- _Problem_
Tally each line where the word "React" occurs, then give only the total.

- _Data section_
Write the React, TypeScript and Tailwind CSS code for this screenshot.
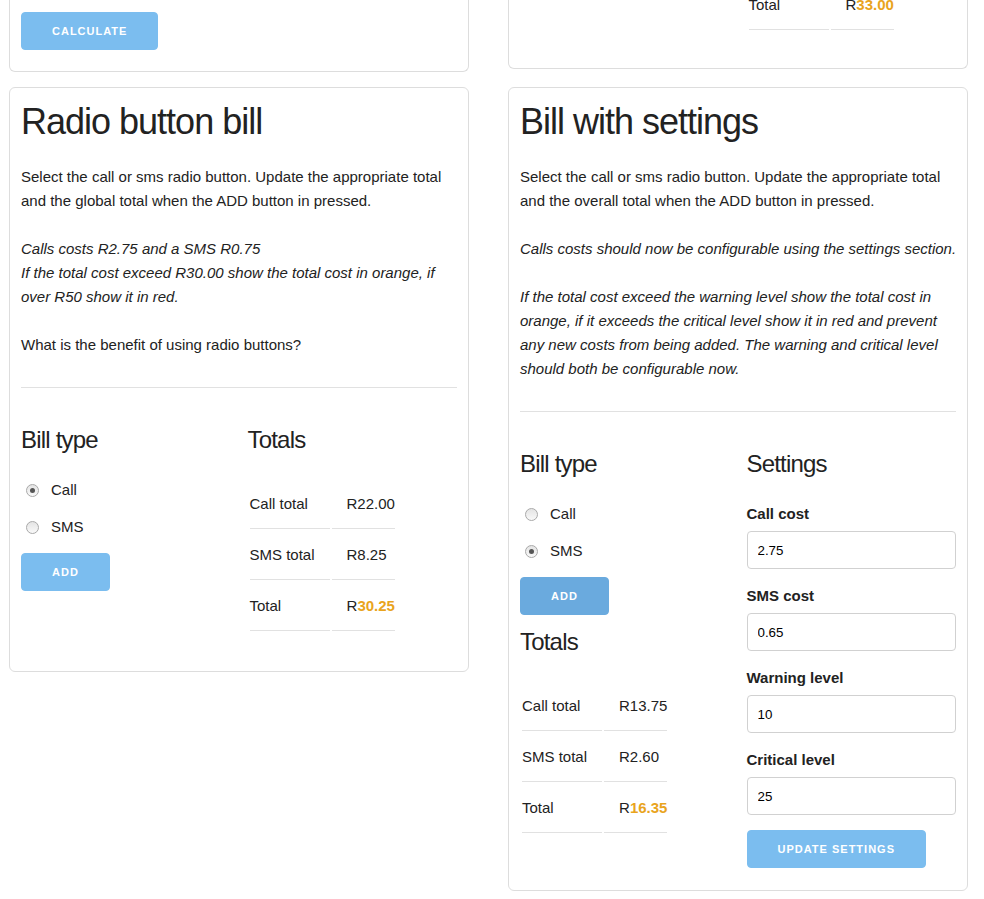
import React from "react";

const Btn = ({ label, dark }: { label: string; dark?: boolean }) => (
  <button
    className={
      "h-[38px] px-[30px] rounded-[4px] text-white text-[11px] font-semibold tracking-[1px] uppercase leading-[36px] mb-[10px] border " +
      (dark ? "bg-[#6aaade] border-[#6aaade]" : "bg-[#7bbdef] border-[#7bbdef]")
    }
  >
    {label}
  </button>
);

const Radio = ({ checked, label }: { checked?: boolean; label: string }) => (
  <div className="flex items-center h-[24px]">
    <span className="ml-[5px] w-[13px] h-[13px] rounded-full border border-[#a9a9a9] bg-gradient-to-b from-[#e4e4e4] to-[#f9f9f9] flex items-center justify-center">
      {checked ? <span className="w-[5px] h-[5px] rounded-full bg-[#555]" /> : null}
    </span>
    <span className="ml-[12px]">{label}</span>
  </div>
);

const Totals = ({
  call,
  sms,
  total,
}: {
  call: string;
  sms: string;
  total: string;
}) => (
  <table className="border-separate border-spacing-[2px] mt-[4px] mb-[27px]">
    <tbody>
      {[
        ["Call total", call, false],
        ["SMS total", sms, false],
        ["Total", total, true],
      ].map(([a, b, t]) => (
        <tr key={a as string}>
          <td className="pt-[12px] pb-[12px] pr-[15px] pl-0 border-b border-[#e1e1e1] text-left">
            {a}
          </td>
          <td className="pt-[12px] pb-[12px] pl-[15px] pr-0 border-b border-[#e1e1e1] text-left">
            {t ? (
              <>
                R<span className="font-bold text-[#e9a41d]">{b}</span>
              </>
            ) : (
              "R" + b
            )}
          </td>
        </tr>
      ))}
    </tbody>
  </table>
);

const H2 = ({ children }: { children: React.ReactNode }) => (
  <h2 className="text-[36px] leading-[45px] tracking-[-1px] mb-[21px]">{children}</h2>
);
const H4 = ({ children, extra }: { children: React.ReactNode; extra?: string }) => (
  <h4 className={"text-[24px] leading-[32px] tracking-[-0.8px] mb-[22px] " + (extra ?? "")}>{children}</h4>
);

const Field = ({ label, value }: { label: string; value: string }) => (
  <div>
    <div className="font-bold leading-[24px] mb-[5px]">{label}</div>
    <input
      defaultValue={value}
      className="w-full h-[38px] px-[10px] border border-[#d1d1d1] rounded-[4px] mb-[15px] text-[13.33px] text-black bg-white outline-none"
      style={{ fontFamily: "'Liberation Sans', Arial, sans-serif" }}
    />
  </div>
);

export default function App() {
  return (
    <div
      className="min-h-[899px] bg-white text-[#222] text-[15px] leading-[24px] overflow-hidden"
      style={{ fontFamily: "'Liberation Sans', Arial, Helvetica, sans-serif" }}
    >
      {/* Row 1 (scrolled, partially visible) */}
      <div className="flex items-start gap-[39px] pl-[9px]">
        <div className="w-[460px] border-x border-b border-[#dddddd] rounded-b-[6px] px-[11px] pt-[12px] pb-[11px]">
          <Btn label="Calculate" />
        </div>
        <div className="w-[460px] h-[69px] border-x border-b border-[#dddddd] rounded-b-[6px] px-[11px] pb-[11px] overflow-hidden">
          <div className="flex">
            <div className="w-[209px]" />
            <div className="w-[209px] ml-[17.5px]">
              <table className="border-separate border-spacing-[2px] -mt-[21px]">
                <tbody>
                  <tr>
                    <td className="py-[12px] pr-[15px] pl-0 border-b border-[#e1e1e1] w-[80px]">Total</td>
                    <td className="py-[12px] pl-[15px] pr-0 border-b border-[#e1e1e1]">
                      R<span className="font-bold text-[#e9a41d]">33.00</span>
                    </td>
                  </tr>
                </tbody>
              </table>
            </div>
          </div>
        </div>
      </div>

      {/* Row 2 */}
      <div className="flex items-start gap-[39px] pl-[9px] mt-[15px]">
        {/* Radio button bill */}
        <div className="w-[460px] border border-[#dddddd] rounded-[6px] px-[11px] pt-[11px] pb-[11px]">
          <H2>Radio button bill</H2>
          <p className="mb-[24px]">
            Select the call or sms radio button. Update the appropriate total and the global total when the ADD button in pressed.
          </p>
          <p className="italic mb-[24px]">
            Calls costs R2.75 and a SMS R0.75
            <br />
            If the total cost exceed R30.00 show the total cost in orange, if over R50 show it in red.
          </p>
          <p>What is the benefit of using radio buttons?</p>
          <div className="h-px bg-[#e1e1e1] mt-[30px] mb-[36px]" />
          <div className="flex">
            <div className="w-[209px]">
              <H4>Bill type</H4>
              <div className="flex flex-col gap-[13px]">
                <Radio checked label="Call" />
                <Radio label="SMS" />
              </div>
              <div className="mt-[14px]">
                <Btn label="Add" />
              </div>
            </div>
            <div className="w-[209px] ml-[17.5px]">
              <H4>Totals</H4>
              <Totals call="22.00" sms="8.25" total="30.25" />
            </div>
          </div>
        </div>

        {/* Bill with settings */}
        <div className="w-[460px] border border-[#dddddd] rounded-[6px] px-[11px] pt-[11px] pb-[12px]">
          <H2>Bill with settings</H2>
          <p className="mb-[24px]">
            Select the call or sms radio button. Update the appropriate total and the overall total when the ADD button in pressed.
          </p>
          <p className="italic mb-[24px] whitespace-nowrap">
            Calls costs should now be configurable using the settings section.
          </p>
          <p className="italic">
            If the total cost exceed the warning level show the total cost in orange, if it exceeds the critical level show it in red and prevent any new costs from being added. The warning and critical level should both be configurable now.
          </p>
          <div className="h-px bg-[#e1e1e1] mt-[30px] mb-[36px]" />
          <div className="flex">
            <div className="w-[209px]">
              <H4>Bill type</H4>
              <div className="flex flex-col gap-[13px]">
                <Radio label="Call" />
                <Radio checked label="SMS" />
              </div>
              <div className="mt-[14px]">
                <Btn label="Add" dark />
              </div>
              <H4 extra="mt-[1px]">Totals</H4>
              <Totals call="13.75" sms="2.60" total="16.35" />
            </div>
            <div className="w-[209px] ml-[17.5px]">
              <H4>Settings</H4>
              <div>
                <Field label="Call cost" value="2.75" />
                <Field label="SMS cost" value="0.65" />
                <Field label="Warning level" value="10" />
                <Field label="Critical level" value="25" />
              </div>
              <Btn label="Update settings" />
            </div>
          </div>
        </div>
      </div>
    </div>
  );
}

- _The response_
4